The next requested charge reads as follows: "You will not consider for any purpose the argument of the district attorney in closing where he said: 'We depict to you by the witness a crime the harrow of which this section of the State has never seen.' " This charge bears notation that it was requested before the jury retired, and refused.
Manifestly, neither of the foregoing special charges show that the language set forth was in fact used in the argument of the district attorney. If it should be assumed that the argument was made, the special charges do not show that appellant objected at the time. In Salinas v. State,
The third special charge found in the record reads as follows: "You will not consider for any purpose the argument of the district attorney in closing where he said: 'If you vote for less than the death penalty go home to your daughter and tell her what you have done and she will tell you that she will be ashamed of you.' " The notation on the foregoing special charge shows that it was given. While the remarks contained in the charge last referred to are not approved by this court, we are unable to reach the conclusion that under the facts reflected by the record they should call for a reversal.
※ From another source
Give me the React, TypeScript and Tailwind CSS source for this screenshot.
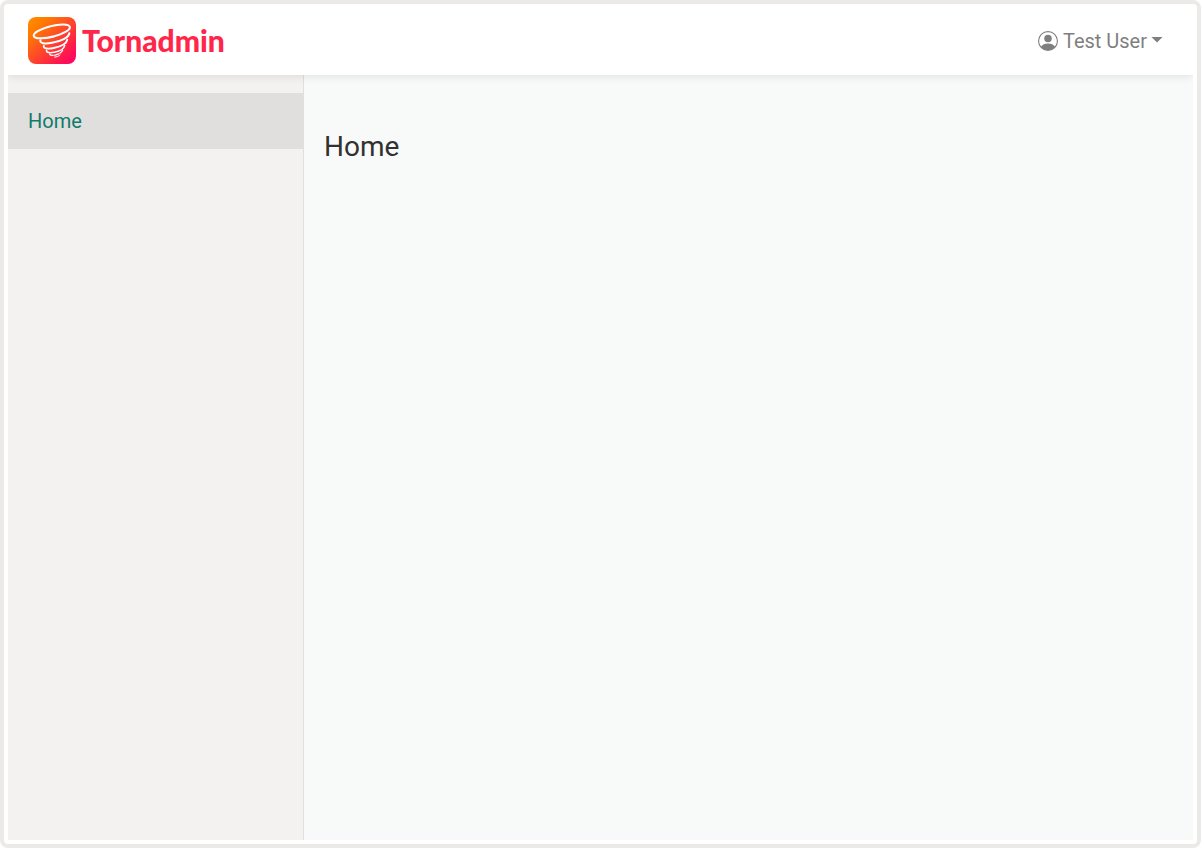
import { BsPersonCircle } from "react-icons/bs";

function Logo() {
  return (
    <svg viewBox="0 0 48 47" className="h-[47px] w-12" aria-hidden="true">
      <defs>
        <linearGradient id="logo-fill" x1="0" y1="0" x2="1" y2="1">
          <stop offset="0" stopColor="#ff8f00" />
          <stop offset="0.2" stopColor="#ff7c00" />
          <stop offset="0.8" stopColor="#ff1650" />
          <stop offset="1" stopColor="#ff0068" />
        </linearGradient>
      </defs>
      <rect width="48" height="47" rx="8" fill="url(#logo-fill)" />
      <g fill="none" stroke="#fff" strokeLinecap="round" strokeLinejoin="round">
        <ellipse cx="23.8" cy="14.4" rx="18.6" ry="5.4" transform="rotate(-14 23.8 14.4)" strokeWidth="2.1" />
        <path
          d="M12.4 23.2C11.6 26.4 16.6 27.2 24 25.8C33 24.2 40.6 20.6 41.3 16.4"
          strokeWidth="2.1"
        />
        <path
          d="M15.8 29C15.2 31.8 20 32.2 25.6 31C32.4 29.6 38.6 26.6 39.2 22.8"
          strokeWidth="1.9"
        />
        <path
          d="M18.6 33.6C18.2 35.8 22 36.1 26.4 35.2C31.6 34.2 36 31.8 36.6 28.6"
          strokeWidth="1.6"
        />
        <path d="M21.6 37.2C22.6 38.8 25.2 38.6 28 37.8C31.2 37 34 35.2 34.6 33.2" strokeWidth="1.3" strokeDasharray="4 1.4" />
        <path d="M26.6 40.1C28.6 40.1 31 39.2 32 38" strokeWidth="1" />
      </g>
    </svg>
  );
}

function Header() {
  return (
    <header className="z-10 flex h-[67px] shrink-0 items-center justify-between bg-white pr-[30px] pb-0.5 pl-5 shadow-[0_2px_8px_rgba(0,0,0,0.09)]">
      <a href="#home" className="flex items-start gap-1.5">
        <Logo />
        <span className="pt-[5px] font-[Lato,sans-serif] text-[30px] leading-9 font-black text-[#ff2649]">
          Tornadmin
        </span>
      </a>
      <button type="button" className="flex items-center text-xl leading-[30px] text-[#7f7f7f]">
        <BsPersonCircle className="mr-[5px] size-5" aria-hidden="true" />
        <span>Test User</span>
        <svg viewBox="0 0 12 6" className="mb-0.5 ml-1 h-1.5 w-3" aria-hidden="true">
          <path d="M0.5 0H11.5L6 5.5Z" fill="currentColor" />
        </svg>
      </button>
    </header>
  );
}

export default function App() {
  return (
    <div className="h-screen bg-white font-[Roboto,sans-serif]">
      <div className="flex h-full flex-col rounded-lg border-4 border-[#ebeae9] p-1">
        <div className="flex min-h-0 flex-1 flex-col overflow-hidden">
          <Header />
          <div className="flex min-h-0 flex-1">
            <nav className="w-74 shrink-0 border-r border-[#e1dfdd] bg-[#f3f2f1] pt-[18px]">
              <a href="#home" className="block bg-[#e1dfdd] px-5 py-[13px] text-xl leading-[30px] text-[#0f7b6c]">
                Home
              </a>
            </nav>
            <main className="flex-1 bg-[#f8faf9] px-5 pt-[55px]">
              <h1 className="text-[28px] leading-[34px] text-[#323130]">Home</h1>
            </main>
          </div>
        </div>
      </div>
    </div>
  );
}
As far as the record reflects the matter, when it was called to the court's attention the special charge withdrawing the remarks was given. In the light of the evidence before the jury in the present case, the argument in question is not regarded to be of such a nature as to have impaired the rights of appellant. Manifestly the record reflects the judgment of the jury on the facts.
The opinion is expressed that the record in this case discloses that appellant was accorded a fair trial.
The motion for rehearing is overruled.